From the late 16th century onward, the Yarkent Khanate fell under the influence of the Khojas. The Khojas were Naqshbandi Sufis who claimed descent from the prophet Muhammad or from the Rashidun caliphs. By the reign of Sultan Said Khan in the early 16th century, the Khojas already had a strong influence in court and over the khan. In 1533, an especially influential Khoja named Makhdum-i Azam arrived in Kashgar, where he settled and had two sons. These two sons hated each other and they passed down their mutual hatred down to their children. The two lineages came to dominate large parts of the khanate, splitting it between two factions: the Aq Taghliq (White Mountain) in Kashgar and the Qara Taghliq (Black Mountain) in Yarkand. Yulbars patronized the Aq Taghliqs and suppressed the Qara Taghliqs, which caused much resentment, and resulted in his assassination in 1670. He was succeeded by his son who ruled from only a brief period before Ismail Khan was enthroned. Ismail reversed the power struggle between the two Muslim factions and drove out the Aq Taghliq leader, Afaq Khoja. Afaq fled to Tibet, where the 5th Dalai Lama aided him in enlisting the help of Galdan Boshugtu Khan.
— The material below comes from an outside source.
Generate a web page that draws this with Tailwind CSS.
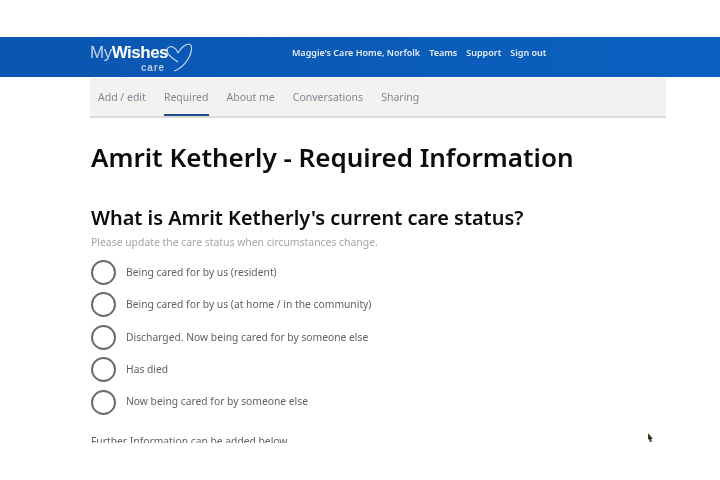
<!DOCTYPE html>
<html lang="en">
<head>
    <meta charset="UTF-8">
    <title>Amrit Ketherly - Required Information</title>
    <script src="https://cdn.jsdelivr.net/npm/@tailwindcss/browser@4"></script>
</head>
<body class="bg-white w-[720px] h-[480px] overflow-hidden relative font-['Noto_Sans',sans-serif] blur-[0.35px]">

<div class="h-[37px]"></div>

<!-- Header -->
<header class="h-[40px] bg-gradient-to-r from-[#0a56b0] to-[#0a60bf] flex text-white">
    <a class="ml-[90px] w-[104px] h-[40px] relative block">
        <svg class="absolute left-[76px] top-[6px] w-[27px] h-[29px]" viewBox="0 0 27 29" fill="none" stroke="#c9d6ec" stroke-width="1.2">
            <path d="M12 19C7 16 1 12 1 7c0-3 4-4 6-3 2 1 4 3 5 6"/>
            <path d="M12 10c2-4 7-9 11-9 4 1 3 9-1 15-3 5-8 10-14 12"/>
        </svg>
        <span class="absolute left-0 top-[6px] text-[17px] leading-[20px] tracking-[-0.5px] font-['Liberation_Sans',sans-serif] text-[#c3d0e8]">My<span class="font-bold text-white">Wishes</span></span>
        <span class="absolute left-[51px] top-[26px] text-[10px] leading-[9px] tracking-[0.8px] font-bold text-[#b9cbe8] font-['Liberation_Sans',sans-serif]">care</span>
    </a>
    <nav class="ml-[98px] flex gap-[9px] h-[31px] items-center text-[9px] font-semibold text-[#e6ecf7]">
        <a>Maggie's Care Home, Norfolk</a>
        <a>Teams</a>
        <a>Support</a>
        <a>Sign out</a>
    </nav>
</header>

<main class="w-[576px] ml-[90px]">
    <!-- Tabs -->
    <nav class="h-[40px] bg-[#f3f2f1] border-b-2 border-[#dcdbd9] mt-[1px] pl-[8px] flex gap-[18px] text-[10.5px] text-[#7f8994]">
        <a class="leading-[38px]">Add / edit</a>
        <a class="leading-[38px] h-[38px] border-b-2 border-[#1d4f8c]">Required</a>
        <a class="leading-[38px]">About me</a>
        <a class="leading-[38px]">Conversations</a>
        <a class="leading-[38px]">Sharing</a>
    </nav>

    <div class="h-[325px] overflow-hidden pl-[1px]">
        <h1 class="mt-[21px] text-[26px] leading-[36px] font-semibold text-[#0b0c0c]">Amrit Ketherly - Required Information</h1>
        <h2 class="mt-[29px] text-[19.9px] leading-[28px] font-semibold text-[#0b0c0c]">What is Amrit Ketherly's current care status?</h2>
        <p class="mt-[3px] text-[10.4px] leading-[14px] text-[#a3a5a6]">Please update the care status when circumstances change.</p>

        <!-- Care status options -->
        <div class="mt-[11px] flex flex-col gap-[7.4px] text-[10.3px] text-[#5f6163]">
            <label class="flex items-center gap-[10px] h-[25px]"><span class="w-[25px] h-[25px] rounded-full border-2 border-[#6b6c6d]"></span>Being cared for by us (resident)</label>
            <label class="flex items-center gap-[10px] h-[25px]"><span class="w-[25px] h-[25px] rounded-full border-2 border-[#6b6c6d]"></span>Being cared for by us (at home / in the community)</label>
            <label class="flex items-center gap-[10px] h-[25px]"><span class="w-[25px] h-[25px] rounded-full border-2 border-[#6b6c6d]"></span>Discharged. Now being cared for by someone else</label>
            <label class="flex items-center gap-[10px] h-[25px]"><span class="w-[25px] h-[25px] rounded-full border-2 border-[#6b6c6d]"></span>Has died</label>
            <label class="flex items-center gap-[10px] h-[25px]"><span class="w-[25px] h-[25px] rounded-full border-2 border-[#6b6c6d]"></span>Now being cared for by someone else</label>
        </div>
        <p class="mt-[19px] text-[10.3px] leading-[14px] text-[#5f6163]">Further Information can be added below</p>
    </div>
</main>

<!-- Mouse pointer -->
<svg class="absolute left-[648px] top-[433px] w-[6px] h-[9px]" viewBox="0 0 6 9"><path d="M0 0l5 6H3l1 3H2L1 6 0 7z" fill="#222" stroke="#e0c060" stroke-width=".4"/></svg>

</body>
</html>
In 1680, Galdan led 120,000 Dzungars into the Yarkent Khanate. They were aided by the Aq Taghliqs and Hami and Turpan, which had already submitted to the Dzungars. Ismail's son Babak Sultan died in the resistance against in the battle for Kashgar. The general Iwaz Beg died in the defense of Yarkand. The Dzungars defeated the Moghul forces without much difficulty and took Ismail and his family prisoner. Galdan installed Abd ar-Rashid Khan II, son of Babak, as puppet khan.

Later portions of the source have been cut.